Authorities previously permitted certain nonessential commercial operations, including retail stores in Seef Mall's branches in Isa Town, Muhharaq city, and Seef district, to resume from April 9. Nonessential commercial retail stores, including those within Seef Mall's branches, will operate 1200-2000 during the week. Grocery stores, medical facilities, banks, and other essential businesses continue to be open 1000-2200 weekdays and 1000-2300 on weekends.
Other measures taken by the government of Bahrain include:
- Bahrain's flag carrier - Gulf Air (GF) - announced April 4 that transit through Bahrain International Airport (BAH) is now permitted for international travelers. Full entry into Bahrain remains restricted to Bahraini citizens and residents only.
- Bahraini authorities introduced legislation April 7, making the wearing of face masks while out in public compulsory until further notice.
- Visas will be suspended on arrival for foreigners until further notice from March 18. Electronic visa services and other types of visas will still be open to the public, and visas issued by authorities before the COVID-19-associated restrictions were put in place will still be valid. From March 18, all nondiplomatic passengers to the country must obtain an e-visa before their departure. The Civil Aviation Affairs (CAA) also announced a reduction in the number of incoming flights to the Kingdom from March 18 until further.
- Gulf Air is to operate just 13 of its 49 destinations on reduced service, including Abu Dhabi, Dubai, London, Paris, Frankfurt, and Mumbai.
- Flights to and from Saudi Arabia, Iraq, Lebanon, Kuwait, Jordan, and Morocco remain suspended until further notice.
- The King Fahd Causeway, linking Bahrain and Saudi Arabia, remains closed until further notice;
- All individuals arriving in-country from other destinations will be subject to medical examinations recommended by the WHO and will be required to self-isolate for 14 days from the date of their arrival.
- Gatherings of more than 20 people are prohibited. All public and private schools, universities, and nurseries remain closed until further notice.
Background and Analysis
Bahrain's travel restrictions and preventive measures are similar to actions other governments are taking globally in response to the spread of COVID-19. COVID-19 is a viral respiratory disease caused by infection with the SARS-CoV-2 virus (previously known as 2019-nCoV). Symptoms occur 1-14 days following exposure (average of 3-7 days). These symptoms include fever, fatigue, cough, difficulty breathing, sometimes worsening to pneumonia and kidney failure - especially in those with underlying medical conditions. On March 11, the WHO declared the ongoing COVID-19 outbreak a pandemic.
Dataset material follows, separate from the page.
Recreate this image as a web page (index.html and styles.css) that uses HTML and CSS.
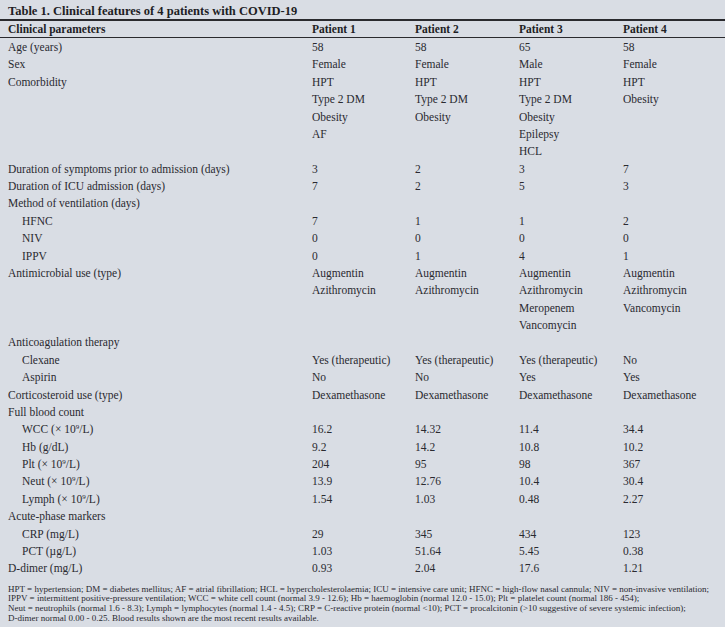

Individuals affected by the restrictions should consider postponing planned travel. Follow all official instructions. Abide by national health and safety measures. Reconfirm all travel arrangements. Consider delaying traveling if experiencing symptoms associated with COVID-19, as they may prompt increased scrutiny and delays. Liaise with trusted contacts for further updates and guidance. Maintain contact with your diplomatic representation. Ensure contingency plans account for further disruptive measures or extensions of current restrictions. Reconsider and reconfirm nonemergency health appointments. Plan for queues and delays at available shopping centers.
Emphasize basic health precautions, especially frequent handwashing with soap and water, or an alcohol-based hand sanitizer if soap and water are unavailable. Practice good coughing/sneezing etiquette (i.e., covering coughs and sneezes with a disposable tissue, maintaining distance from others, and washing hands). There is no evidence that the influenza vaccine, antibiotics, or antiviral medications will prevent this disease, highlighting the importance of diligent basic health precautions.